Memórias perdidas: Cabañas não se lembra do dia em que calou Maracanã Em recuperação após levar tiro na cabeça em 2010, atacante paraguaio luta para voltar ao futebol e sonha jogar ao lado de Ronaldinho


No dia 7 de maio de 2008, 51 mil incrédulos torcedores assistiram no Maracanã à eliminação do Flamengo na Libertadores, após derrota por 3 a 0 para o América do México. A partida é até hoje difícil de ser esquecida pelos rubro-negros e sempre lembrada pelos rivais. Mas na memória do principal personagem não há nada. Esta é uma das sequelas de Salvador Cabañas, que no dia 25 de janeiro de 2010 foi atingido com um tiro na cabeça dentro do banheiro de um bar na Cidade do México. Hoje, depois de vencer a batalha pela vida e ainda convivendo com a bala alojada na base do cérebro, ele busca a volta ao futebol de alto nível treinando no clube em que começou a carreira: o 12 de Octubre, que disputa a Terceira Divisão do Campeonato Paraguaio.
A rotina de Cabañas é muito diferente do glamour e dos holofotes que o cercavam até dois anos atrás.

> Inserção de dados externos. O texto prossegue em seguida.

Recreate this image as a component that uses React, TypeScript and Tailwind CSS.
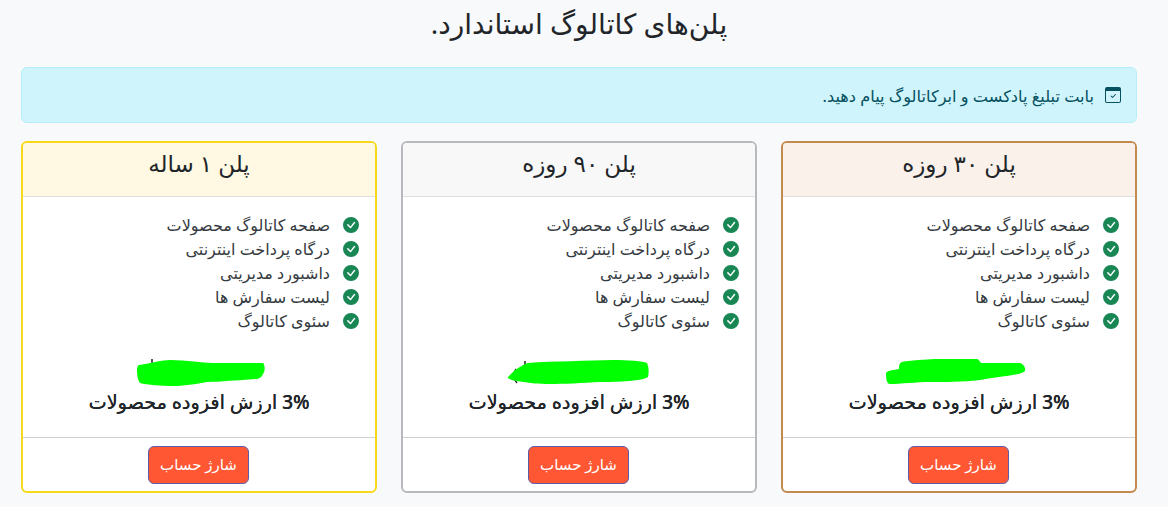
import React from "react";

const features = ["صفحه کاتالوگ محصولات", "درگاه پرداخت اینترنتی", "داشبورد مدیریتی", "لیست سفارش ها", "سئوی کاتالوگ"];

function Check() {
  return (
    <svg width="16" height="16" viewBox="0 0 16 16" fill="#198754" className="shrink-0">
      <path d="M16 8A8 8 0 1 1 0 8a8 8 0 0 1 16 0zm-3.97-3.03a.75.75 0 0 0-1.08.022L7.477 9.417 5.384 7.323a.75.75 0 0 0-1.06 1.06L6.97 11.03a.75.75 0 0 0 1.079-.02l3.992-4.99a.75.75 0 0 0-.01-1.05z" />
    </svg>
  );
}

const plans = [
  {
    title: "پلن ۳۰ روزه",
    border: "border-[#c28a4e]",
    head: "bg-[#f9f1ea]",
    shift: "translate-x-[-3px]",
    marks: "",
    blob: "M0 16 C2 13 8 13 13 12 C13 7 14 5 18 4.5 C30 3 45 2 51 2 L91 2 C93 2 94 6 96 6 L134 6 C138 7 140 12 139 14 C135 18 125 18 94 23 C75 25 60 25 44 25 C30 25 15 27 4 27 C1 27 0 23 0 16 Z",
  },
  {
    title: "پلن ۹۰ روزه",
    border: "border-[#b7b9bc]",
    head: "bg-[#f8f8f8]",
    shift: "translate-x-[-1px]",
    marks: "M17 4 V11 M8 12 C5 16 5 22 9 26",
    blob: "M0 20 C3 17 6 14 7 13 C12 10 16 7 20 6 C45 4 80 4 105 3 C120 3 135 4 139 6 C141 10 141 16 140 20 C135 24 110 25 92 25 C75 26 55 27 42 27 C30 27 22 26 15 25 C8 24 2 23 0 21 Z",
  },
  {
    title: "پلن ۱ ساله",
    border: "border-[#f7d91c]",
    head: "bg-[#fff9e3]",
    shift: "translate-x-[8px]",
    marks: "M15 2 V6",
    blob: "M0 13 C0 10 1 8 2 8 C15 6 25 3 33 3 C50 3 65 6 76 6 L126 6 C128 8 128 13 127 15 C125 20 122 22 120 22 C100 23 85 25 70 25 C60 27 45 29 36 29 C25 29 10 28 3 26 C1 24 0 18 0 13 Z",
  },
];

export default function App() {
  return (
    <div dir="rtl" className="min-h-[507px] bg-[#f8f9fa] pl-[21px] pr-[31px] text-[#212529] font-['Noto_Sans','DejaVu_Sans',sans-serif]">
      <h1 className="h-[67px] pt-[4px] text-center text-[28px] leading-[38px] font-normal">پلن‌های کاتالوگ استاندارد.</h1>
      <div className="flex h-[56px] items-center gap-[11px] rounded-[6px] border border-[#b6effb] bg-[#cff4fc] px-[15px] text-[16.2px] text-[#055160]">
        <svg width="16" height="16" viewBox="0 0 16 16" fill="currentColor" className="shrink-0">
          <path d="M10.854 7.146a.5.5 0 0 1 0 .708l-3 3a.5.5 0 0 1-.708 0l-1.5-1.5a.5.5 0 1 1 .708-.708L7.5 9.793l2.646-2.647a.5.5 0 0 1 .708 0z" />
          <path d="M2 0h12a2 2 0 0 1 2 2v12a2 2 0 0 1-2 2H2a2 2 0 0 1-2-2V2a2 2 0 0 1 2-2zM1 4v10a1 1 0 0 0 1 1h12a1 1 0 0 0 1-1V4H1z" />
        </svg>
        <span className="pt-[2px]">بابت تبلیغ پادکست و ابرکاتالوگ پیام دهید.</span>
      </div>
      <div className="mt-[18px] grid grid-cols-3 gap-[24px]">
        {plans.map((p) => (
          <div key={p.title} className={`flex h-[352px] flex-col overflow-hidden rounded-[6px] border-2 bg-white ${p.border}`}>
            <div className={`h-[54px] border-b border-[#dfdfdf] pt-[2px] text-center text-[23px] leading-[36px] ${p.head}`}>{p.title}</div>
            <div className="flex-1 px-[16px] pt-[16px]">
              <ul className="flex flex-col">
                {features.map((f) => (
                  <li key={f} className="flex h-[24px] items-center gap-[13px] text-[16px] text-[#343a40]">
                    <Check />
                    <span>{f}</span>
                  </li>
                ))}
              </ul>
              <div className="mt-[24px] flex h-[28px] justify-center">
                <svg width="140" height="30" viewBox="0 0 140 30" className={`block overflow-visible ${p.shift}`}>
                  {p.marks && <path d={p.marks} fill="none" stroke="#222" strokeWidth="1.5" />}
                  <path d={p.blob} fill="#00ff00" />
                </svg>
              </div>
              <div className="mt-[3px] text-center text-[19.2px] leading-[28px] font-medium [text-shadow:0.2px_0_0_currentColor]">3% ارزش افزوده محصولات</div>
            </div>
            <div className="flex h-[54px] items-center justify-center border-t border-[#d0d0d0] pr-px">
              <button className="h-[38px] w-[101px] rounded-[6px] border border-[#5c5ca8] bg-[#ff5733] text-[15px] text-white">شارژ حساب</button>
            </div>
          </div>
        ))}
      </div>
    </div>
  );
}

Localizado na cidade de Itauguá, a cerca de 40 quilômetros de Assunção, o 12 de Octubre tem uma estrutura simples. No entanto, o empenho dos profissionais para ver o ídolo novamente em campo é digno da força de um Barcelona. O principal objetivo é fazer com que o atacante volte a ter uma vida normal e marque seus gols.
Cabañas treina para voltar ao futebol no 12 de Octubre de Itauguá, clube em que começou sua carreira (Foto: Gustavo Rotstein / Globoesporte.com)
Cabañas é tratado com extremo carinho no clube que o revelou. Quando chega atrasado aos treinos, fica livre das multas e é recebido com sorrisos. Mas, quando entra em campo, ele precisa suar, mesmo agora sem o visual gordinho dos áureos tempos. Faz exercícios de musculação, corre, trabalha controle de bola e arrisca alguns chutes. Apesar do esforço, ainda são visíveis os reflexos do incidente. Além de uma marcante cicatriz na cabeça, o paraguaio não tem parte da visão do olho esquerdo e ainda não consegue caminhar sem mancar. No gramado, mostra uma fisionomia ao mesmo tempo concentrada e dispersa. Mas jamais perde o sorriso e a certeza de que vai voltar a jogar futebol.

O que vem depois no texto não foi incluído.